Crucially, this approach does away with conjecture and finger-pointing between teams. The causes of problems are clearly identified and, when necessary, those responsible can be held firmly accountable.

Proactive Improvements

Site reliability engineers do not simply spend their time running around cleaning up after development and operations teams. In tracking and monitoring the performance of different departments, they are also able to lock onto areas for improvement.

This is often done via increased automation. This is treated as an essential aspect of development (again, in a similar manner to DevOps), with solutions being automated wherever possible for the sake of speed and reliability. It can also take other forms, such as decentralizing service operations like responding to infrastructure alerts.

Highly Attractive for IT Specialists

One of SRE’s claims to fame is that it originated at Google. However, as SRE specialists such as Amy Tobey have pointed out, the resources available at Google enable a unique approach to SRE that cannot always be applied elsewhere. In combining SRE and DevOps, organizations are able to follow similar practices to Google without having access to the same startling budget.

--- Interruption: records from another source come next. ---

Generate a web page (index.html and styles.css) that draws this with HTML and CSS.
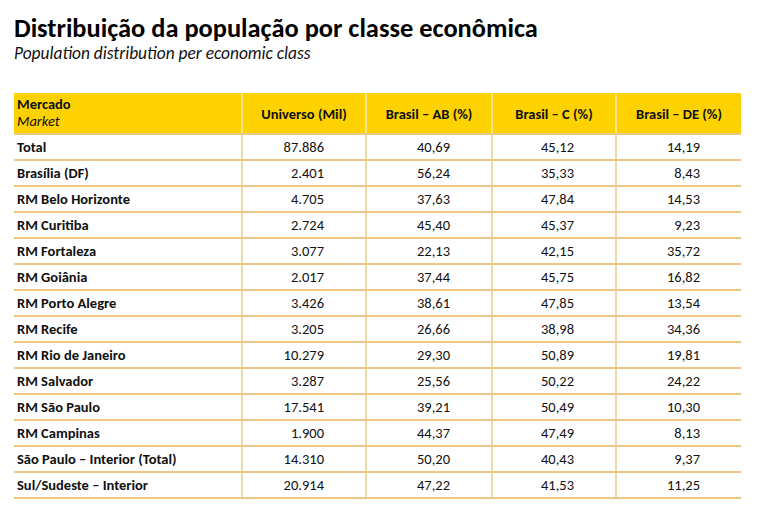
FILE: index.html
```html
<!DOCTYPE html>
<html lang="pt">
<head>
<meta charset="utf-8">
<link rel="stylesheet" href="styles.css">
</head>
<body>
<div class="page">
  <h1 class="title">Distribuição da população por classe econômica</h1>
  <p class="subtitle">Population distribution per economic class</p>
  <table class="data">
    <colgroup>
      <col class="c1"><col class="c2"><col class="c3"><col class="c4"><col class="c5">
    </colgroup>
    <thead>
      <tr>
        <th class="first"><span class="hl">Mercado</span><em class="hl">Market</em></th>
        <th>Universo (Mil)</th>
        <th>Brasil – AB (%)</th>
        <th>Brasil – C (%)</th>
        <th>Brasil – DE (%)</th>
      </tr>
    </thead>
    <tbody>
      <tr><td>Total</td><td>87.886</td><td>40,69</td><td>45,12</td><td>14,19</td></tr>
      <tr><td>Brasília (DF)</td><td>2.401</td><td>56,24</td><td>35,33</td><td>8,43</td></tr>
      <tr><td>RM Belo Horizonte</td><td>4.705</td><td>37,63</td><td>47,84</td><td>14,53</td></tr>
      <tr><td>RM Curitiba</td><td>2.724</td><td>45,40</td><td>45,37</td><td>9,23</td></tr>
      <tr><td>RM Fortaleza</td><td>3.077</td><td>22,13</td><td>42,15</td><td>35,72</td></tr>
      <tr><td>RM Goiânia</td><td>2.017</td><td>37,44</td><td>45,75</td><td>16,82</td></tr>
      <tr><td>RM Porto Alegre</td><td>3.426</td><td>38,61</td><td>47,85</td><td>13,54</td></tr>
      <tr><td>RM Recife</td><td>3.205</td><td>26,66</td><td>38,98</td><td>34,36</td></tr>
      <tr><td>RM Rio de Janeiro</td><td>10.279</td><td>29,30</td><td>50,89</td><td>19,81</td></tr>
      <tr><td>RM Salvador</td><td>3.287</td><td>25,56</td><td>50,22</td><td>24,22</td></tr>
      <tr><td>RM São Paulo</td><td>17.541</td><td>39,21</td><td>50,49</td><td>10,30</td></tr>
      <tr><td>RM Campinas</td><td>1.900</td><td>44,37</td><td>47,49</td><td>8,13</td></tr>
      <tr><td>São Paulo – Interior (Total)</td><td>14.310</td><td>50,20</td><td>40,43</td><td>9,37</td></tr>
      <tr><td>Sul/Sudeste – Interior</td><td>20.914</td><td>47,22</td><td>41,53</td><td>11,25</td></tr>
    </tbody>
  </table>
</div>
</body>
</html>
```

FILE: styles.css
```css
* { box-sizing: border-box; }
html, body { margin: 0; padding: 0; background: #fff; }
body {
  font-family: Carlito, Calibri, Lato, "Open Sans", sans-serif;
  color: #111;
}
.page {
  padding: 13px 18px 0 14px;
}
.title {
  margin: 0;
  font-size: 26.4px;
  line-height: 30px;
  font-weight: 700;
  color: #000;
}
.subtitle {
  margin: 0;
  font-size: 17.4px;
  line-height: 20px;
  font-style: italic;
  color: #111;
}
.data {
  margin-top: 30px;
  width: 727px;
  border-collapse: collapse;
  table-layout: fixed;
  font-size: 14.5px;
}
.c1 { width: 228px; }
.c2 { width: 124px; }
.c3 { width: 126px; }
.c4 { width: 124px; }
.c5 { width: 125px; }
.data th {
  background: #fdd200;
  height: 41px;
  padding: 2px 0 0;
  font-weight: 700;
  text-align: center;
  line-height: 16px;
  border-left: 2px solid #fbe487;
  border-bottom: 2px solid #ebc984;
}
.data th.first {
  text-align: left;
  padding: 0 0 0 3px;
  border-left: none;
}
.hl {
  display: block;
  line-height: 17px;
}
.data th em { font-weight: 400; }
.data td {
  height: 26px;
  padding: 0 41px 0 0;
  text-align: right;
  border-bottom: 2px solid #ebc984;
  border-left: 2px solid #f0d9a4;
}
.data td:first-child {
  text-align: left;
  font-weight: 700;
  padding-left: 3px;
  border-left: none;
}
```
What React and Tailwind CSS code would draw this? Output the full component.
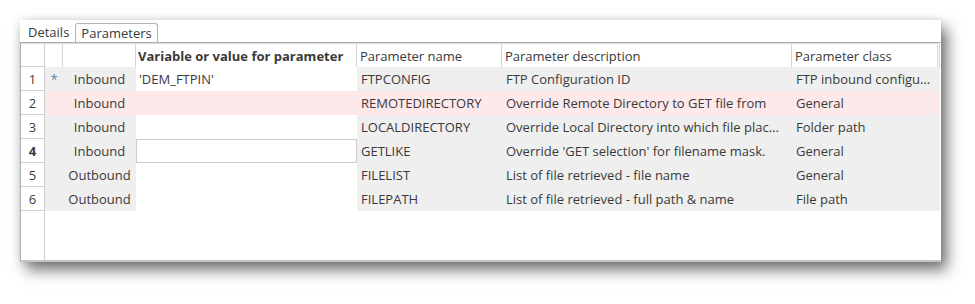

With service reliability engineers becoming more valuable, learning about and gaining experience relevant to the role can be a highly desirable career opportunity, whether for DevOps engineers, operations staff, or anyone willing to develop the necessary skill sets. Remember, enthusiasm is a crucial element of managing a successful corporate training scheme. By communicating the potential benefits for career-minded learners, you will guarantee superior metrics in terms of exam pass rates, course completion rates, and so on.

At the same time, it is worth pointing out that SRE practitioners who are already familiar with your business’s setup will find it easier to start making improvements. This will likely include adapting your structure and practices with less of a need to take on new tools and technology, allowing you to enjoy the benefits of SRE for less.